What did Marx and the millions of his followers bring to the world? Above all, there is no humility before mankind and before human history. In the face of the injustices and incompleteness inherent in every society, Marx and his followers have proclaimed and have very decisively affirmed that it is possible and necessary to start from nothing. That means, Difference and the New; without respect for the-already-created; without attempting to link up with the past; and, without being content with partial changes. Marxism arose as a product of the misunderstanding of and the lack of respect for the laws of society and human nature.
Also, today’s generations must strive to understand the real substance of Marxism. There will always be new, freedom-threatening ideologies, which at first sight have nothing in common with Marxism, but which in reality represent its authentic continuation.
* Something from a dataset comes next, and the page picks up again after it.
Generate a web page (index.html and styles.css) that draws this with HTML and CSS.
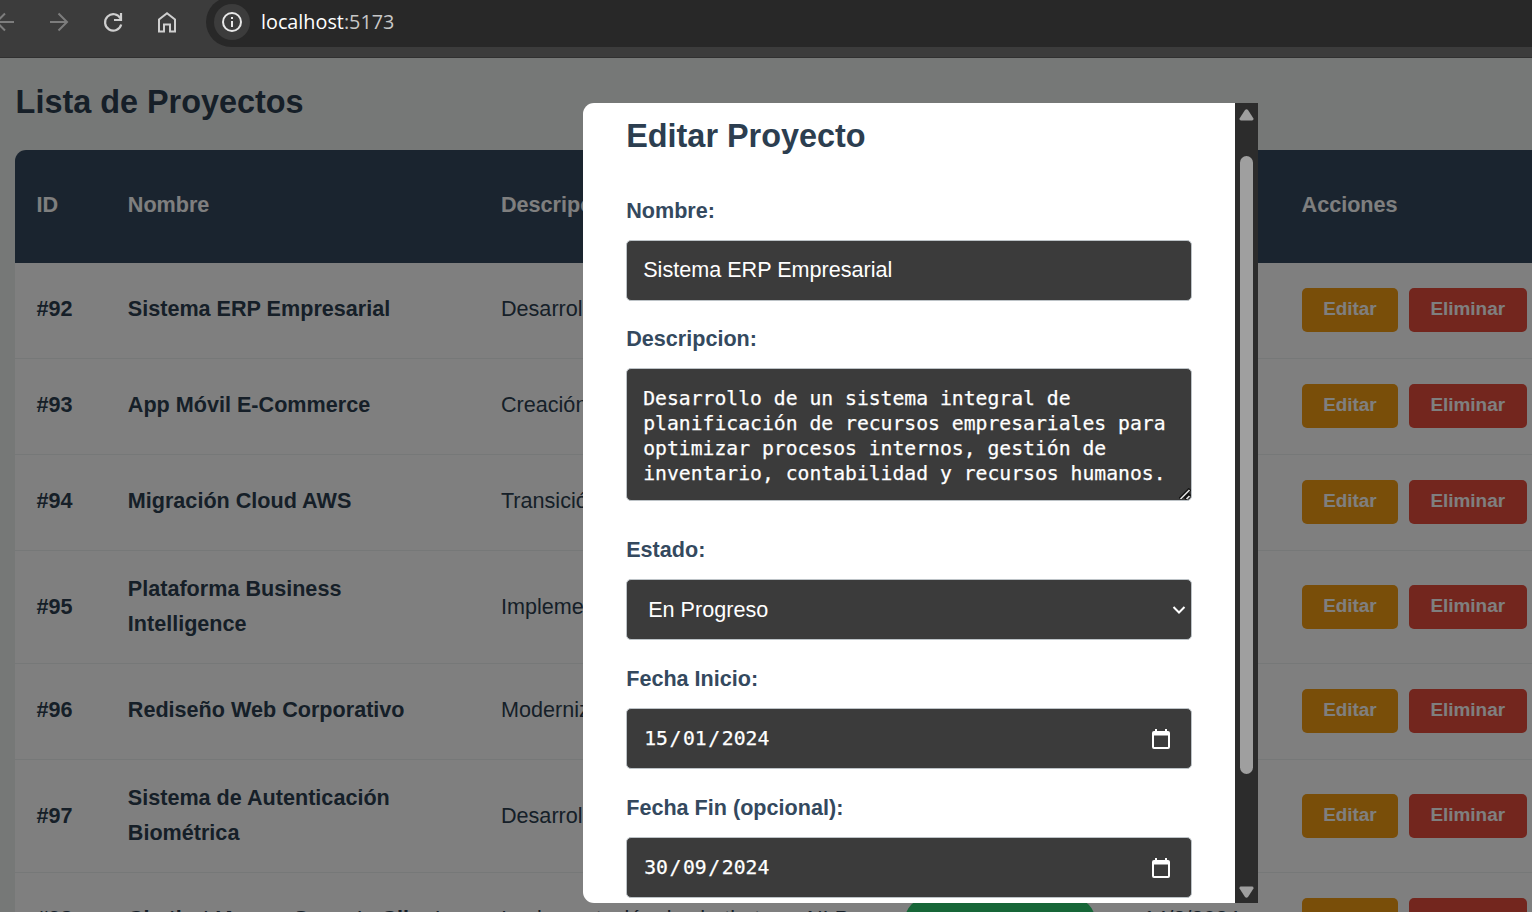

Today’s anniversary ought to be accepted as a warning about Marx and taken as an appeal to an eye-opening. It should serve as a means to see through the new ideologies, which, although they do not like to admit it, correspond directly or indirectly, consciously or unconsciously, to Marxism.
It is almost unbelievable that the highest representative of the European Union is present for the unveiling of the Marx memorial here in Trier. For many people in Europe it is a sad disappointment. I must say, I am not disappointed and I am not surprised. For me, it is a clear confirmation of the influence of Karl Marx on the present day and on the progressivist and — at its core — Marxist project of European integration in its current form, in the form of the European Union.
Thank you very much for your attention.
|*||Translator’s Note: For the interested reader, Paul Samuelson’s remarks on Marx as a “minor post-Ricardian” can be found at bradford-delong.com in an excerpt from Samuelson sourced to The American Economic Review, Vol. 52, No 1 (Mar., 1962).